'''
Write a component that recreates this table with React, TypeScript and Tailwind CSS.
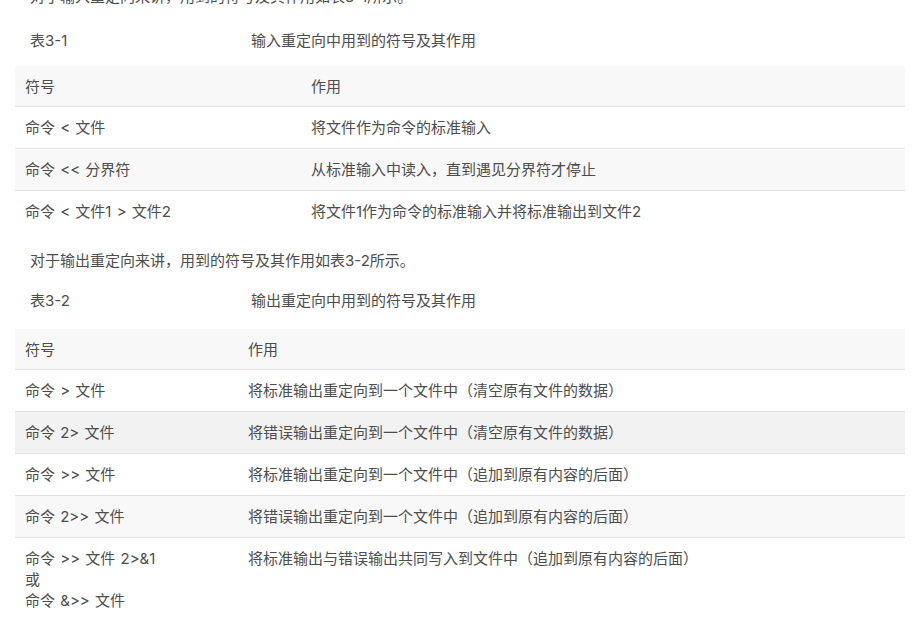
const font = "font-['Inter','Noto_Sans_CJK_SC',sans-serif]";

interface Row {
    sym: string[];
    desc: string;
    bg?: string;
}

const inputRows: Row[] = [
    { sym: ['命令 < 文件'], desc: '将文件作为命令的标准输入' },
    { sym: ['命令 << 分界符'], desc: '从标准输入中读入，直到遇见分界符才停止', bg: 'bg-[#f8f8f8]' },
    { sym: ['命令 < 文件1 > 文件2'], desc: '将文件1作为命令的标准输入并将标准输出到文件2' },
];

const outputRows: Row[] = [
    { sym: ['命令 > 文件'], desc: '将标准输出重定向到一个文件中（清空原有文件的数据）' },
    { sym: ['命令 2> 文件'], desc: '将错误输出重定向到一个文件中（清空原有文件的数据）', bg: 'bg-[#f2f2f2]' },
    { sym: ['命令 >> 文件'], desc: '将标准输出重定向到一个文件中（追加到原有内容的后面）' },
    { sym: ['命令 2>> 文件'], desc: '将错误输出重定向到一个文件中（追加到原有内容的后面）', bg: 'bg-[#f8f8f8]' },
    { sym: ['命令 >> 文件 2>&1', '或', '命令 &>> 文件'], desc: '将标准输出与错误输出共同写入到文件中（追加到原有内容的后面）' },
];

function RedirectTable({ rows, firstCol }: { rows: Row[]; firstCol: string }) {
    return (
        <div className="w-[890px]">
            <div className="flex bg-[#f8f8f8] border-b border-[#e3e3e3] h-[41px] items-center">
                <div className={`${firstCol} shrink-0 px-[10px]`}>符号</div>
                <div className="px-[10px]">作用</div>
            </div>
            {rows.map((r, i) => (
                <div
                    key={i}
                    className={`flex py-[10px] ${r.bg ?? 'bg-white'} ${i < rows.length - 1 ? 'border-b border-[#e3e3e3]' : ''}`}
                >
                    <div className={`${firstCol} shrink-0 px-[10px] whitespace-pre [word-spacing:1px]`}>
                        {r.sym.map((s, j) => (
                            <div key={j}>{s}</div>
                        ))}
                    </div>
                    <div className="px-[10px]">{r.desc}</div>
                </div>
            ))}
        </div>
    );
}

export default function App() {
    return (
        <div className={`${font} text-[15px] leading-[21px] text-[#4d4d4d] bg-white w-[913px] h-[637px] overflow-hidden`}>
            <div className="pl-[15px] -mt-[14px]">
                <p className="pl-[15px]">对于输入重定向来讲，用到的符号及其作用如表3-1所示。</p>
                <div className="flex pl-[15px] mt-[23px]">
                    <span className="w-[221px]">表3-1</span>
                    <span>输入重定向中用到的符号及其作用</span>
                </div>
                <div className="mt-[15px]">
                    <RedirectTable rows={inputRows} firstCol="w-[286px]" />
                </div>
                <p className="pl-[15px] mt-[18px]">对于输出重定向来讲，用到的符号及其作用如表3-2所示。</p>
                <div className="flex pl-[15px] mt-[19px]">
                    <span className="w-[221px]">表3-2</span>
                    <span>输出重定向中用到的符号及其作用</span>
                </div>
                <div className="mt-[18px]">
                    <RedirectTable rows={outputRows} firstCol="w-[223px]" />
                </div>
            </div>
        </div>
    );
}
'''
• [To be done] Repeat all the data as it stands, dropping any images it holds.

• [Answer below]
Write a component that recreates this table with React, TypeScript and Tailwind CSS.
const font = "font-['Inter','Noto_Sans_CJK_SC',sans-serif]";

interface Row {
    sym: string[];
    desc: string;
    bg?: string;
}

const inputRows: Row[] = [
    { sym: ['命令 < 文件'], desc: '将文件作为命令的标准输入' },
    { sym: ['命令 << 分界符'], desc: '从标准输入中读入，直到遇见分界符才停止', bg: 'bg-[#f8f8f8]' },
    { sym: ['命令 < 文件1 > 文件2'], desc: '将文件1作为命令的标准输入并将标准输出到文件2' },
];

const outputRows: Row[] = [
    { sym: ['命令 > 文件'], desc: '将标准输出重定向到一个文件中（清空原有文件的数据）' },
    { sym: ['命令 2> 文件'], desc: '将错误输出重定向到一个文件中（清空原有文件的数据）', bg: 'bg-[#f2f2f2]' },
    { sym: ['命令 >> 文件'], desc: '将标准输出重定向到一个文件中（追加到原有内容的后面）' },
    { sym: ['命令 2>> 文件'], desc: '将错误输出重定向到一个文件中（追加到原有内容的后面）', bg: 'bg-[#f8f8f8]' },
    { sym: ['命令 >> 文件 2>&1', '或', '命令 &>> 文件'], desc: '将标准输出与错误输出共同写入到文件中（追加到原有内容的后面）' },
];

function RedirectTable({ rows, firstCol }: { rows: Row[]; firstCol: string }) {
    return (
        <div className="w-[890px]">
            <div className="flex bg-[#f8f8f8] border-b border-[#e3e3e3] h-[41px] items-center">
                <div className={`${firstCol} shrink-0 px-[10px]`}>符号</div>
                <div className="px-[10px]">作用</div>
            </div>
            {rows.map((r, i) => (
                <div
                    key={i}
                    className={`flex py-[10px] ${r.bg ?? 'bg-white'} ${i < rows.length - 1 ? 'border-b border-[#e3e3e3]' : ''}`}
                >
                    <div className={`${firstCol} shrink-0 px-[10px] whitespace-pre [word-spacing:1px]`}>
                        {r.sym.map((s, j) => (
                            <div key={j}>{s}</div>
                        ))}
                    </div>
                    <div className="px-[10px]">{r.desc}</div>
                </div>
            ))}
        </div>
    );
}

export default function App() {
    return (
        <div className={`${font} text-[15px] leading-[21px] text-[#4d4d4d] bg-white w-[913px] h-[637px] overflow-hidden`}>
            <div className="pl-[15px] -mt-[14px]">
                <p className="pl-[15px]">对于输入重定向来讲，用到的符号及其作用如表3-1所示。</p>
                <div className="flex pl-[15px] mt-[23px]">
                    <span className="w-[221px]">表3-1</span>
                    <span>输入重定向中用到的符号及其作用</span>
                </div>
                <div className="mt-[15px]">
                    <RedirectTable rows={inputRows} firstCol="w-[286px]" />
                </div>
                <p className="pl-[15px] mt-[18px]">对于输出重定向来讲，用到的符号及其作用如表3-2所示。</p>
                <div className="flex pl-[15px] mt-[19px]">
                    <span className="w-[221px]">表3-2</span>
                    <span>输出重定向中用到的符号及其作用</span>
                </div>
                <div className="mt-[18px]">
                    <RedirectTable rows={outputRows} firstCol="w-[223px]" />
                </div>
            </div>
        </div>
    );
}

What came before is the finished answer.